-- EXERCISE AIM --
Quote every line of the material beneath this one.

-- TASK MATERIAL --

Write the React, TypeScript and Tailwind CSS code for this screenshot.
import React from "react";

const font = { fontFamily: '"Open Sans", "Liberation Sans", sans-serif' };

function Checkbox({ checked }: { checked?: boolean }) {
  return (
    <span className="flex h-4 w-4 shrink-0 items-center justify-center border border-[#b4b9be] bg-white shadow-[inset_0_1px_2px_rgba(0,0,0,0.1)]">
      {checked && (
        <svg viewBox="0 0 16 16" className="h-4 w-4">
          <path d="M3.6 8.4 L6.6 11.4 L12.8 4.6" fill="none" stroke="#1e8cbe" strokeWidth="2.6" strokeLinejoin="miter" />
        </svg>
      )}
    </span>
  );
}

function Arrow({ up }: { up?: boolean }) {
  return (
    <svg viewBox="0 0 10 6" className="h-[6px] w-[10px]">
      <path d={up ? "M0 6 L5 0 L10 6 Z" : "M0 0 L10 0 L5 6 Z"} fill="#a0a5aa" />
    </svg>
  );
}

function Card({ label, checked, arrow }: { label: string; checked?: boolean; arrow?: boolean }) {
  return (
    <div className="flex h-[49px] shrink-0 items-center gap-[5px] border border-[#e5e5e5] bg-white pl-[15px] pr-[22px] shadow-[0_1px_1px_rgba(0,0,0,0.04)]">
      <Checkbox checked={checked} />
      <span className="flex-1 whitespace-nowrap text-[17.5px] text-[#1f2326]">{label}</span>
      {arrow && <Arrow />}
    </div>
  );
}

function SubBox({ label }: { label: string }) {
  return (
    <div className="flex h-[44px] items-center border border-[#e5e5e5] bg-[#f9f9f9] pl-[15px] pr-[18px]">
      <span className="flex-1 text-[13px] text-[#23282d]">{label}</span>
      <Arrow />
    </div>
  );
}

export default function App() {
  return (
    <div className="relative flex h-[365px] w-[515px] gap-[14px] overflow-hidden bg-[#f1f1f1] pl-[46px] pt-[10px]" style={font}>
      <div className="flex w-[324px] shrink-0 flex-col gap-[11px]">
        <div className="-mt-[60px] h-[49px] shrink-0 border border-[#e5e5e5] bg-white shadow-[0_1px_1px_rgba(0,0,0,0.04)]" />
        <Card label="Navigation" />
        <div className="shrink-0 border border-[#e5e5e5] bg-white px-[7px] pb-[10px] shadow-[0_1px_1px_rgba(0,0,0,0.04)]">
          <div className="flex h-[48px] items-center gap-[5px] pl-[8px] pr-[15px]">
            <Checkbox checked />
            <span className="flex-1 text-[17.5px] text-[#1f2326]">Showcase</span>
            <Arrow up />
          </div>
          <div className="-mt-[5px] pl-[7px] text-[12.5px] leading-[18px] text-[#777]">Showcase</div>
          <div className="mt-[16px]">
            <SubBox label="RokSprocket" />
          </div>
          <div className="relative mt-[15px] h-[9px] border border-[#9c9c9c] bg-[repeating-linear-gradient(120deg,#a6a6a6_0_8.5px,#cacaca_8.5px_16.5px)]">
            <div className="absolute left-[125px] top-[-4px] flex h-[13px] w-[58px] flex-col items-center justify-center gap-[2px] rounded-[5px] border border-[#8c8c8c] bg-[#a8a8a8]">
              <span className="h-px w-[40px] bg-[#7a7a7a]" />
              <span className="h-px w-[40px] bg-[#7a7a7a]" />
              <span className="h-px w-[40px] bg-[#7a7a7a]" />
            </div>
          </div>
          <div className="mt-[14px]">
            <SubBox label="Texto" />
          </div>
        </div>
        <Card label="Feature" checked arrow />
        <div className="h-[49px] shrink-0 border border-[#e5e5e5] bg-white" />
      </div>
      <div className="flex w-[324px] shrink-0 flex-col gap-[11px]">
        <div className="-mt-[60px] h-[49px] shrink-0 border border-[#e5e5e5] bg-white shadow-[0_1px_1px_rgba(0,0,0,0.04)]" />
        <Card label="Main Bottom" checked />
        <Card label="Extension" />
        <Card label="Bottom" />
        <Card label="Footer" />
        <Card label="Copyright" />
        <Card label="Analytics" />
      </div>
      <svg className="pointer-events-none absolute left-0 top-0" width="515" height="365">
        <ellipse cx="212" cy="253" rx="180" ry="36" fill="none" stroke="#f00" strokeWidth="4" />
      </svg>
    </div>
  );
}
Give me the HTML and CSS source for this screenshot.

-- WORKED ANSWER --
Write the React, TypeScript and Tailwind CSS code for this screenshot.
import React from "react";

const font = { fontFamily: '"Open Sans", "Liberation Sans", sans-serif' };

function Checkbox({ checked }: { checked?: boolean }) {
  return (
    <span className="flex h-4 w-4 shrink-0 items-center justify-center border border-[#b4b9be] bg-white shadow-[inset_0_1px_2px_rgba(0,0,0,0.1)]">
      {checked && (
        <svg viewBox="0 0 16 16" className="h-4 w-4">
          <path d="M3.6 8.4 L6.6 11.4 L12.8 4.6" fill="none" stroke="#1e8cbe" strokeWidth="2.6" strokeLinejoin="miter" />
        </svg>
      )}
    </span>
  );
}

function Arrow({ up }: { up?: boolean }) {
  return (
    <svg viewBox="0 0 10 6" className="h-[6px] w-[10px]">
      <path d={up ? "M0 6 L5 0 L10 6 Z" : "M0 0 L10 0 L5 6 Z"} fill="#a0a5aa" />
    </svg>
  );
}

function Card({ label, checked, arrow }: { label: string; checked?: boolean; arrow?: boolean }) {
  return (
    <div className="flex h-[49px] shrink-0 items-center gap-[5px] border border-[#e5e5e5] bg-white pl-[15px] pr-[22px] shadow-[0_1px_1px_rgba(0,0,0,0.04)]">
      <Checkbox checked={checked} />
      <span className="flex-1 whitespace-nowrap text-[17.5px] text-[#1f2326]">{label}</span>
      {arrow && <Arrow />}
    </div>
  );
}

function SubBox({ label }: { label: string }) {
  return (
    <div className="flex h-[44px] items-center border border-[#e5e5e5] bg-[#f9f9f9] pl-[15px] pr-[18px]">
      <span className="flex-1 text-[13px] text-[#23282d]">{label}</span>
      <Arrow />
    </div>
  );
}

export default function App() {
  return (
    <div className="relative flex h-[365px] w-[515px] gap-[14px] overflow-hidden bg-[#f1f1f1] pl-[46px] pt-[10px]" style={font}>
      <div className="flex w-[324px] shrink-0 flex-col gap-[11px]">
        <div className="-mt-[60px] h-[49px] shrink-0 border border-[#e5e5e5] bg-white shadow-[0_1px_1px_rgba(0,0,0,0.04)]" />
        <Card label="Navigation" />
        <div className="shrink-0 border border-[#e5e5e5] bg-white px-[7px] pb-[10px] shadow-[0_1px_1px_rgba(0,0,0,0.04)]">
          <div className="flex h-[48px] items-center gap-[5px] pl-[8px] pr-[15px]">
            <Checkbox checked />
            <span className="flex-1 text-[17.5px] text-[#1f2326]">Showcase</span>
            <Arrow up />
          </div>
          <div className="-mt-[5px] pl-[7px] text-[12.5px] leading-[18px] text-[#777]">Showcase</div>
          <div className="mt-[16px]">
            <SubBox label="RokSprocket" />
          </div>
          <div className="relative mt-[15px] h-[9px] border border-[#9c9c9c] bg-[repeating-linear-gradient(120deg,#a6a6a6_0_8.5px,#cacaca_8.5px_16.5px)]">
            <div className="absolute left-[125px] top-[-4px] flex h-[13px] w-[58px] flex-col items-center justify-center gap-[2px] rounded-[5px] border border-[#8c8c8c] bg-[#a8a8a8]">
              <span className="h-px w-[40px] bg-[#7a7a7a]" />
              <span className="h-px w-[40px] bg-[#7a7a7a]" />
              <span className="h-px w-[40px] bg-[#7a7a7a]" />
            </div>
          </div>
          <div className="mt-[14px]">
            <SubBox label="Texto" />
          </div>
        </div>
        <Card label="Feature" checked arrow />
        <div className="h-[49px] shrink-0 border border-[#e5e5e5] bg-white" />
      </div>
      <div className="flex w-[324px] shrink-0 flex-col gap-[11px]">
        <div className="-mt-[60px] h-[49px] shrink-0 border border-[#e5e5e5] bg-white shadow-[0_1px_1px_rgba(0,0,0,0.04)]" />
        <Card label="Main Bottom" checked />
        <Card label="Extension" />
        <Card label="Bottom" />
        <Card label="Footer" />
        <Card label="Copyright" />
        <Card label="Analytics" />
      </div>
      <svg className="pointer-events-none absolute left-0 top-0" width="515" height="365">
        <ellipse cx="212" cy="253" rx="180" ry="36" fill="none" stroke="#f00" strokeWidth="4" />
      </svg>
    </div>
  );
}
Give me the HTML and CSS source for this screenshot.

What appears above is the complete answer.